この物語の中では課長の望みは千鶴と一緒にいること、くらいしかでてきません。
千鶴がきれいな星空を見たいと言ったのと同じような、課長のやりたいことって何かないのかな、そういう部分は描かれないのが、きれいにまとまってはいるけど、課長という人物像としてちょっと物足りない感じはしました。だって、ただ千鶴の望みを叶えてくれるだけの人で、課長という人間の中身が足りない感じがするから。

物語を読んでて課長が中身のない人だと感じたわけではなく、好きな人と一緒にいられればそれが幸せというのは私もわかるんですが、課長が千鶴に良くしてくれて、千鶴の心をつかもうとする事ばかりで、千鶴の方が課長になにかするというのがほとんど出てこなかったので、一方的すぎると思いました。
優の友人の話によると「千鶴ほど尽くしてくれる子はそんなにいない」そうですが、千鶴が尽くす場面って出てこなかったので。

11年後も、課長が千鶴にブランケットをかけてあげる、千鶴の望みだった星空を見に来ている、という、千鶴に対して課長がなにかしてあげているだけで終わってるし。

 

優が11年つき合って、気持ちが冷めるというのは仕方ないことだろうと思います。
そして特にはっきり嫌いまでいかないし、長く一緒にいた情もあって、何かキッカケがないと「別れる」という気になれずにズルズルつき合ってしまうのも。
でもそのキッカケが訪れて、結局は失敗な相手だったとしても、他の人に気持ちが動いて、もう千鶴には愛情を感じてないと気付いたはずなので、あそこで二股をしようとしたり、千鶴から別れを告げられてホッとしたくせに、結衣が違ったから千鶴に戻ろうとしたりする、優の優柔不断さや自分勝手さは、優が悪い。

気持ちが冷めても、それまでに結婚して子供がいれば、子供のために結婚は続けようとするかもしれないし、それでも別れを決断するかもしれない。

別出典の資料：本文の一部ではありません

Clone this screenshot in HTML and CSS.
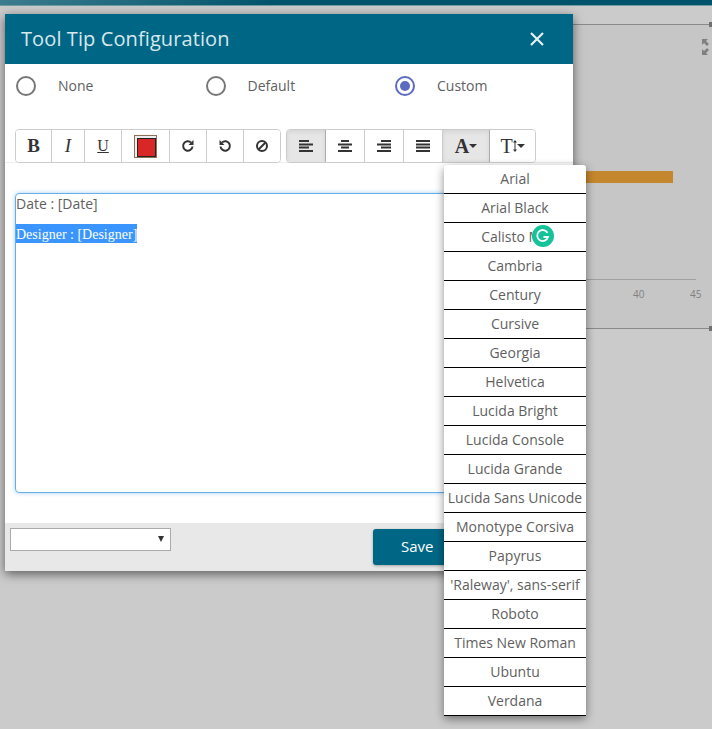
FILE: index.html
```html
<!DOCTYPE html>
<html lang="en">
<head>
    <meta charset="UTF-8">
    <meta name="viewport" content="width=device-width, initial-scale=1.0">
    <title>Tool Tip Configuration</title>
    <link rel="stylesheet" href="styles.css">
</head>
<body>

<div class="chart">
    <div class="top-bar"></div>
    <div class="chart-panel"></div>
    <div class="handle handle-top"></div>
    <div class="handle handle-bottom"></div>
    <svg class="expand-icon" width="8" height="16" viewBox="0 0 8 16">
        <path d="M0 0h6L4 2l3 3-2 2-3-3-2 2zM0 16v-6l2 2 3-3 2 2-3 3 2 2z" fill="#808080"/>
    </svg>
    <div class="bar"></div>
    <div class="axis"></div>
    <span class="tick tick-40">40</span>
    <span class="tick tick-45">45</span>
</div>

<div class="modal">
    <div class="modal-header">
        <h2>Tool Tip Configuration</h2>
        <svg class="close" width="16" height="16" viewBox="0 0 16 16">
            <path d="M2 2l12 12M14 2L2 14" stroke="#e6f0f3" stroke-width="2.200" fill="none"/>
        </svg>
    </div>

    <div class="radio-row">
        <label class="radio-item"><span class="radio"></span>None</label>
        <label class="radio-item"><span class="radio"></span>Default</label>
        <label class="radio-item"><span class="radio checked"></span>Custom</label>
    </div>

    <div class="toolbar">
        <div class="btn-group">
            <button class="tool w36 serif bold">B</button>
            <button class="tool w33 serif italic">I</button>
            <button class="tool w37 serif under">U</button>
            <button class="tool w48"><span class="swatch"></span></button>
            <button class="tool w37">
                <svg width="14" height="14" viewBox="0 0 14 14"><path d="M11.500 7.500A4.700 4.700 0 1 1 10 3.500" stroke="#333" stroke-width="2" fill="none"/><path d="M12.500 1v5h-5z" fill="#333"/></svg>
            </button>
            <button class="tool w37">
                <svg width="14" height="14" viewBox="0 0 14 14"><path d="M2.500 7.500A4.700 4.700 0 1 0 4 3.500" stroke="#333" stroke-width="2" fill="none"/><path d="M1.500 1v5h5z" fill="#333"/></svg>
            </button>
            <button class="tool w36">
                <svg width="14" height="14" viewBox="0 0 14 14"><circle cx="7" cy="7" r="5" stroke="#333" stroke-width="2" fill="none"/><path d="M3.500 10.500l7-7" stroke="#333" stroke-width="2"/></svg>
            </button>
        </div>
        <div class="btn-group">
            <button class="tool w39 active">
                <svg width="14" height="12" viewBox="0 0 14 12"><path d="M0 1h10M0 4.500h14M0 7.500h10M0 11h14" stroke="#333" stroke-width="2"/></svg>
            </button>
            <button class="tool w39">
                <svg width="14" height="12" viewBox="0 0 14 12"><path d="M3 1h8M0 4.500h14M3 7.500h8M0 11h14" stroke="#333" stroke-width="2"/></svg>
            </button>
            <button class="tool w39">
                <svg width="14" height="12" viewBox="0 0 14 12"><path d="M4 1h10M0 4.500h14M4 7.500h10M0 11h14" stroke="#333" stroke-width="2"/></svg>
            </button>
            <button class="tool w39">
                <svg width="14" height="12" viewBox="0 0 14 12"><path d="M0 1h14M0 4.500h14M0 7.500h14M0 11h14" stroke="#333" stroke-width="2"/></svg>
            </button>
            <button class="tool w47 active serif font-btn bold">A<span class="caret"></span></button>
            <button class="tool w45 serif font-btn">T<svg width="4" height="12" viewBox="0 0 4 12"><path d="M2 0l2 2.500H2.500v7H4L2 12 0 9.500h1.500v-7H0z" fill="#333"/></svg><span class="caret"></span></button>
        </div>
    </div>

    <div class="editor">
        <p>Date : [Date]</p>
        <p class="designer"><span>Designer : [Designer]</span></p>
    </div>

    <div class="modal-footer">
        <div class="select"><span class="select-arrow"></span></div>
        <button class="save">Save</button>
    </div>
</div>

<ul class="font-menu">
    <li>Arial</li>
    <li>Arial Black</li>
    <li>Calisto MT</li>
    <li>Cambria</li>
    <li>Century</li>
    <li>Cursive</li>
    <li>Georgia</li>
    <li>Helvetica</li>
    <li>Lucida Bright</li>
    <li>Lucida Console</li>
    <li>Lucida Grande</li>
    <li>Lucida Sans Unicode</li>
    <li>Monotype Corsiva</li>
    <li>Papyrus</li>
    <li>'Raleway', sans-serif</li>
    <li>Roboto</li>
    <li>Times New Roman</li>
    <li>Ubuntu</li>
    <li>Verdana</li>
</ul>

<div class="grammarly">
    <svg width="22" height="22" viewBox="0 0 22 22">
        <circle cx="11" cy="11" r="11" fill="#15c39a"/>
        <path d="M15.500 7.800A5.500 5.500 0 1 0 16 12h-4.500" stroke="#fff" stroke-width="1.800" fill="none"/>
        <path d="M16.800 11l-1.500 3.500-2-3.500z" fill="#fff"/>
    </svg>
</div>

</body>
</html>
```

FILE: styles.css
```css
* {
    box-sizing: border-box;
}
html, body {
    height: 100%;
}
body {
    margin: 0;
    background-color: #cbcbcb;
    font-family: "Open Sans", sans-serif;
    font-size: 14px;
    color: #5f5f5f;
    overflow: hidden;
}

/* greyed out chart behind the dialog */
.chart {
    position: absolute;
    top: 0;
    left: 0;
    width: 712px;
    height: 729px;
}
.top-bar {
    height: 6px;
    background: linear-gradient(90deg, #3c7c8e, #00536b 40%);
    border-bottom: 1px solid #6d9ba3;
}
.chart-panel {
    position: absolute;
    left: 573px;
    top: 24px;
    width: 139px;
    height: 305px;
    background-color: #c6c6c6;
    border-top: 1px solid #8a8a8a;
    border-bottom: 1px solid #8a8a8a;
}
.handle {
    position: absolute;
    left: 709px;
    width: 3px;
    height: 5px;
    background-color: #707070;
}
.handle-top {
    top: 22px;
}
.handle-bottom {
    top: 326px;
}
.expand-icon {
    position: absolute;
    left: 702px;
    top: 39px;
}
.bar {
    position: absolute;
    left: 586px;
    top: 171px;
    width: 87px;
    height: 12px;
    background-color: #c4872d;
}
.axis {
    position: absolute;
    left: 586px;
    top: 279px;
    width: 110px;
    height: 1px;
    background-color: #a0a0a0;
}
.tick {
    position: absolute;
    top: 287px;
    font-size: 10px;
    color: #808080;
}
.tick-40 {
    left: 633px;
}
.tick-45 {
    left: 690px;
}

/* dialog */
.modal {
    position: absolute;
    left: 5px;
    top: 14px;
    width: 568px;
    height: 557px;
    background-color: #fff;
    box-shadow: 0 3px 10px rgba(0, 0, 0, 0.55);
    display: flex;
    flex-direction: column;
}
.modal-header {
    height: 50px;
    flex: none;
    background-color: #006685;
    display: flex;
    align-items: center;
    justify-content: space-between;
    padding: 0 28px 0 16px;
}
.modal-header h2 {
    margin: 0 0 2px;
    font-size: 20px;
    font-weight: 400;
    letter-spacing: 0.1px;
    color: #d8e8ed;
}
.radio-row {
    display: flex;
    padding: 12px 0 0 11px;
    height: 65px;
    flex: none;
}
.radio-item {
    width: 189.500px;
    height: 20px;
    flex: none;
    display: flex;
    align-items: center;
    gap: 22px;
    line-height: 20px;
}
.radio {
    width: 20px;
    height: 20px;
    border: 2px solid #777;
    border-radius: 50%;
    background-color: #fff;
    padding: 3px;
}
.radio.checked {
    border-color: #5c6bc0;
}
.radio.checked::after {
    content: "";
    display: block;
    width: 10px;
    height: 10px;
    border-radius: 50%;
    background-color: #5c6bc0;
}

/* editor toolbar */
.toolbar {
    display: flex;
    gap: 5px;
    padding: 0 0 0 10px;
    height: 34px;
    flex: none;
    border-bottom: 1px solid #eee;
}
.btn-group {
    display: flex;
    height: 34px;
    border: 1px solid #ccc;
    border-radius: 4px;
    overflow: hidden;
    background-color: #fff;
}
.tool {
    border: 0;
    border-right: 1px solid #ccc;
    background-color: #fff;
    padding: 0;
    color: #333;
    font-size: 14px;
    display: flex;
    align-items: center;
    justify-content: center;
}
.tool:last-child {
    border-right: 0;
}
.w33 { width: 33px; }
.w36 { width: 36px; }
.w37 { width: 37px; }
.w39 { width: 39px; }
.w45 { width: 45px; }
.w47 { width: 47px; }
.w48 { width: 48px; }
.tool.active {
    background-color: #e6e6e6;
    border-right-color: #adadad;
    box-shadow: inset 0 2px 4px rgba(0, 0, 0, 0.08);
}
.serif {
    font-family: "Liberation Serif", serif;
    font-size: 19px;
}
.bold {
    font-weight: bold;
}
.italic {
    font-style: italic;
}
.under {
    font-size: 16px;
    text-decoration: underline;
}
.swatch {
    width: 23px;
    height: 23px;
    border: 1px solid #8f6f55;
    background-color: #eee;
    padding: 2px;
    display: block;
}
.swatch::after {
    content: "";
    display: block;
    width: 100%;
    height: 100%;
    background-color: #d92626;
    border: 1px solid #222;
}
.font-btn {
    font-size: 20px;
}
.caret {
    width: 0;
    height: 0;
    border-top: 4px solid #333;
    border-left: 4px solid transparent;
    border-right: 4px solid transparent;
}

/* text area */
.editor {
    margin: 30px 0 0 10px;
    width: 540px;
    height: 300px;
    flex: none;
    border: 1px solid #66afe9;
    border-radius: 4px;
    box-shadow: 0 0 4px rgba(102, 175, 233, 0.6);
    padding: 0;
    line-height: 20px;
}
.editor p {
    margin: 0;
}
.editor .designer {
    margin-top: 10px;
    font-family: "Liberation Serif", serif;
}
.designer span {
    display: inline-block;
    height: 19px;
    line-height: 21px;
    background-color: #3a95ff;
    color: #fff;
}

/* footer */
.modal-footer {
    margin-top: 30px;
    flex: 1;
    background-color: #e8e8e8;
    display: flex;
    justify-content: space-between;
    align-items: flex-start;
    padding: 5px 0 0 5px;
}
.select {
    width: 161px;
    height: 23px;
    border: 1px solid #aaa;
    background-color: #fff;
    position: relative;
}
.select-arrow {
    position: absolute;
    right: 6px;
    top: 7px;
    border-top: 6px solid #333;
    border-left: 3px solid transparent;
    border-right: 3px solid transparent;
}
.save {
    width: 100px;
    height: 36px;
    margin: 1px 100px 0 0;
    border: 0;
    border-radius: 3px;
    background-color: #006685;
    color: #fff;
    font-family: "Open Sans", sans-serif;
    font-size: 15px;
    font-weight: 400;
    text-align: left;
    padding: 0 0 2px 28px;
    box-shadow: 0 1px 3px rgba(0, 0, 0, 0.3);
}

/* font dropdown */
.font-menu {
    position: absolute;
    left: 444px;
    top: 165px;
    width: 142px;
    margin: 0;
    padding: 0;
    list-style: none;
    background-color: #fff;
    border-radius: 3px 3px 0 0;
    box-shadow: 0 3px 10px rgba(0, 0, 0, 0.45);
}
.font-menu li {
    height: 29px;
    line-height: 28px;
    text-align: center;
    border-bottom: 1px solid #000;
    white-space: nowrap;
}
.grammarly {
    position: absolute;
    left: 532px;
    top: 225px;
    width: 22px;
    height: 22px;
}
```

ずーっと好きでいられる相手と一緒になれるのが理想だろうけど、そうじゃない人が多いから、離婚が多いんだろうし。

そういう多少、理想的過ぎる感はありましたが、課長と千鶴の恋愛物語は、お互いわりと素直に相手と向き合うことが多く、こじれそうでそれほどこじれないうちにちゃんと言って解決することが多かったので、見ている方もあまり焦れずに、見ていて気持ちのいいお話だったなと思います。